54,000 abandoned cows adopted in UP under the CM Destitute Cow Participation Scheme
Around 54,000 abandoned cows were lucky enough to get new homes in Uttar Pradesh with more than 26,500 farmers having come forward to adopt them under the Chief Minister Destitute Cow Participation Scheme during the last financial year that ended on March 31.Updated: Apr 30, 2020, 00:43 IST
Around 54,000 abandoned cows were lucky enough to get new homes in Uttar Pradesh with more than 26,500 farmers having come forward to adopt them under the Chief Minister Destitute Cow Participation Scheme during the last financial year that ended on March 31.
Male bovines were not that lucky. As there were few takers for them, they were forced to make do with the government-run (some of them poorly managed) cow shelters where nearly 5 lakh abandoned cattle have been housed all over the state for around a year and a half.

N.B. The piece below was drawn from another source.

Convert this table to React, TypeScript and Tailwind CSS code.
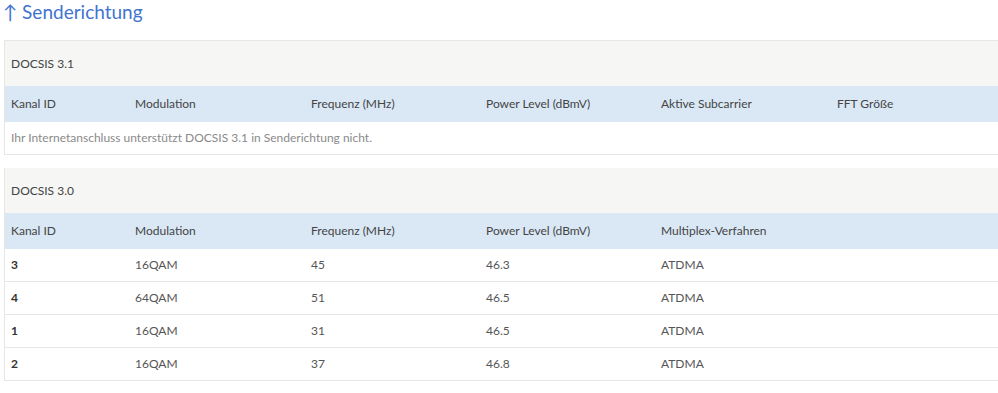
import React from "react";

const cols31 = ["Kanal ID", "Modulation", "Frequenz (MHz)", "Power Level (dBmV)", "Aktive Subcarrier", "FFT Größe"];
const cols30 = ["Kanal ID", "Modulation", "Frequenz (MHz)", "Power Level (dBmV)", "Multiplex-Verfahren"];

const rows30 = [
  ["3", "16QAM", "45", "46.3", "ATDMA"],
  ["4", "64QAM", "51", "46.5", "ATDMA"],
  ["1", "16QAM", "31", "46.5", "ATDMA"],
  ["2", "16QAM", "37", "46.8", "ATDMA"],
];

const widths = ["w-[124px]", "w-[176px]", "w-[175px]", "w-[175px]", "w-[176px]", "flex-1"];

const HeadRow = ({ cols }: { cols: string[] }) => (
  <div className="flex h-[36px] items-center bg-[#dae8f6] text-[#444]">
    {cols.map((c, i) => (
      <div key={i} className={`${widths[i]} shrink-0 pl-[6px]`}>
        {c}
      </div>
    ))}
  </div>
);

export default function App() {
  return (
    <div className="w-[998px] h-[393px] overflow-hidden bg-white font-['Lato',sans-serif] text-[12px]">
      <h2 className="pl-[3px] h-[40px] text-[19px] leading-[24px] text-[#3f74d0]">↑ Senderichtung</h2>

      <div className="ml-[4px] w-[1000px] border-t border-l border-b border-[#e6e6e6]">
        <div className="h-[45px] flex items-center pl-[6px] bg-[#f6f6f4] text-[#444]">DOCSIS 3.1</div>
        <HeadRow cols={cols31} />
        <div className="h-[32px] flex items-center pl-[6px] text-[#8a8a8a]">
          Ihr Internetanschluss unterstützt DOCSIS 3.1 in Senderichtung nicht.
        </div>
      </div>

      <div className="ml-[4px] mt-[13px] w-[1000px] border-l border-[#e6e6e6]">
        <div className="h-[45px] flex items-center pl-[6px] bg-[#f6f6f4] text-[#444]">DOCSIS 3.0</div>
        <HeadRow cols={cols30} />
        {rows30.map((r, ri) => (
          <div key={ri} className="flex h-[33px] items-center border-b border-[#e6e6e6] text-[#555]">
            {r.map((c, i) => (
              <div key={i} className={`${widths[i]} shrink-0 pl-[6px] ${i === 0 ? "font-bold text-[#333]" : ""}`}>
                {c}
              </div>
            ))}
          </div>
        ))}
      </div>
    </div>
  );
}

“As many as 26,586 farmers adopted 53,606 abandoned cows from the makeshift cattle shelters set up in all 75 districts in the state till March 31,” said principal secretary, animal husbandry, Bhuvnesh Kumar, adding, “The government provides a finance assistance of Rs 900 per cattle per month to all such farmers under the Chief Minister Destitute Cow Participation Scheme.”
According to Kumar, each such cattlehead was ear-tagged before being given for adoption for subsequent follow-up and monitoring.
The district-wise data on adoption shows that cows were adopted in all 75 districts, though in varying numbers. Lalitpur, where 4,747 cows were adopted by 1,686 farmers topped the chart followed by Hamirpur where 2,875 cows were adopted by 1,477 farmers. Hardoi and Lucknow came third and fourth with adoption of 2,850 and 2,537 cows respectively.
Rampur district figured at the bottom with adoption of merely 11 cows by six farmers. Gorakhpur and JP Nagar where 98 and 103 cows were adopted by 42 and 66 farmers respectively were on the second and third position from the bottom respectively.
However, farmers mostly picked only female bovines for adoption and they were further selective about their choice. “Farmers mostly pick heifers (young cows that have not yet had a calf), milch cows or pregnant cows,” said director, animal husbandry, UB Singh.
Pointing out the reason why the target of adoption of one lakh cattle could achieve only the halfway mark, Singh said, “The number of male bovines at the cow shelters far exceeded the female bovines on the one hand and farmers were selective in choosing.”
After the cow shelters started overflowing, the Yogi Adityanath government launched the Chief Minister Destitute Cows Participation Scheme in August last year offering willing farmers to take stray of their choice against an affidavit that they would look after them properly at home.
The government ordered catching of stray cattle and putting them in cow shelters early in 2019 after the ban on illegal slaughter houses spiked the population of stray cattle that started destroying crops in villages and causing accidents in cities, leading to a public resentment and agitations in various parts of the state.
Singh said adoption of cows was a big service. “We appeal to people to volunteer to take cattle from the cow shelters and take care of them at home. The government already gives Rs 30 per animal per day for fodder,” he said.